The young people are one small posse among those who fear gains for far-right parties in the upcoming elections for European Parliament.

While the NPD seems unlikely to get more than a single seat, far-right parties in other European countries are looking forward to major advances.

Ronald Lauder, president of the World Jewish Congress, told JTA that he is worried about “a surge in the number of extremist, racist and anti-Semitic lawmakers in Strasbourg and Brussels.”

The parliament, he said, should establish a “no platform policy toward those parties to ensure that they are completely marginalized in the decision-making process.”

Taking place May 22-25 amid economic hard times, the elections are expected to yield a strong showing for far-right, far-left and anti-establishment parties.

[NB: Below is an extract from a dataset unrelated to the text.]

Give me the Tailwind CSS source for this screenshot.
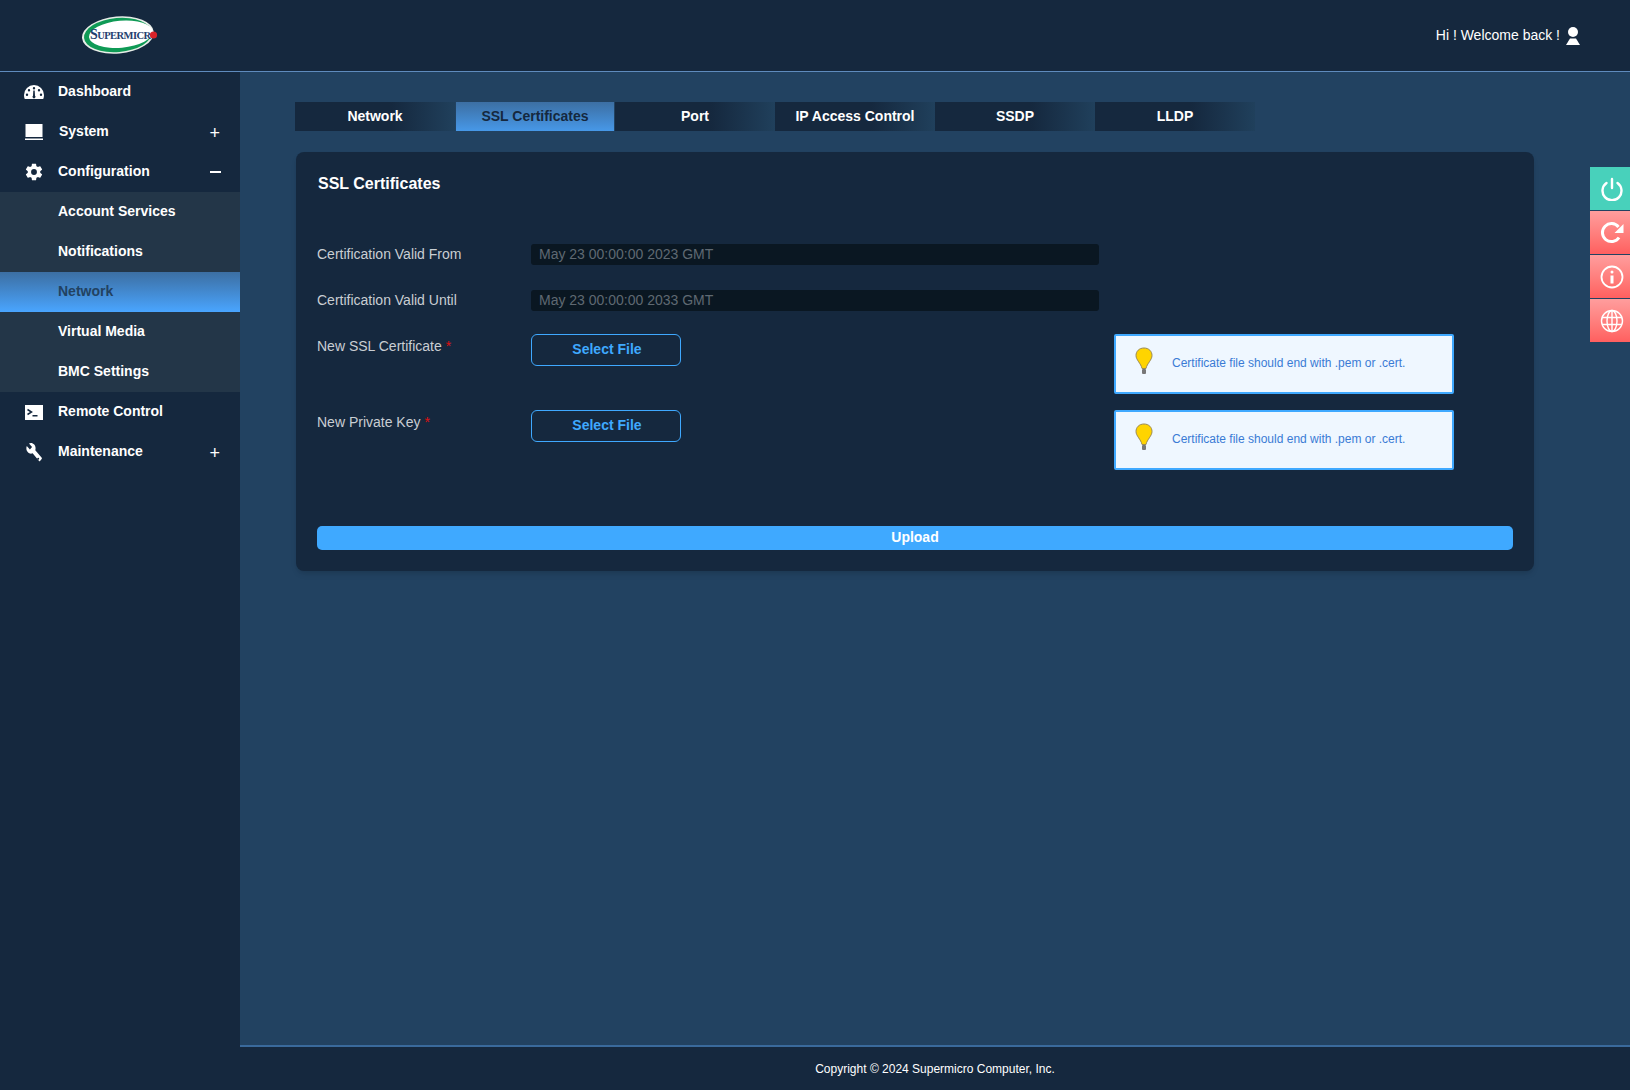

Polls suggest that Euroskeptic parties are likely to take a quarter or more of the parliament’s maximum 751 seats. Despite their antipathy toward the European Union, such parties – some unable to win significant representation in the national parliaments of their own countries – are eager for the platform provided by the European Parliament.

The president of the European Jewish Congress, Moshe Kantor, warned that anti-establishment and anti-European parties on the far left and far right are a danger to “all Europeans, including Jews.”

While some Euroskeptic parties have built alliances with like-minded factions from other countries, they are a fractious lot.

There is a divide between left and right, as well as fissures within the right. Far-right parties aiming for broader appeal have been reluctant to cooperate with overtly fascist parties.

“Even if those Euroskeptic extreme-right parties will be more powerful in the next parliament – and they will be – their power will not be enough to block legislation. I don’t believe this will happen,” said Jean-Yves Camus, a French researcher on anti-Semitism and far-right parties, citing such divisions.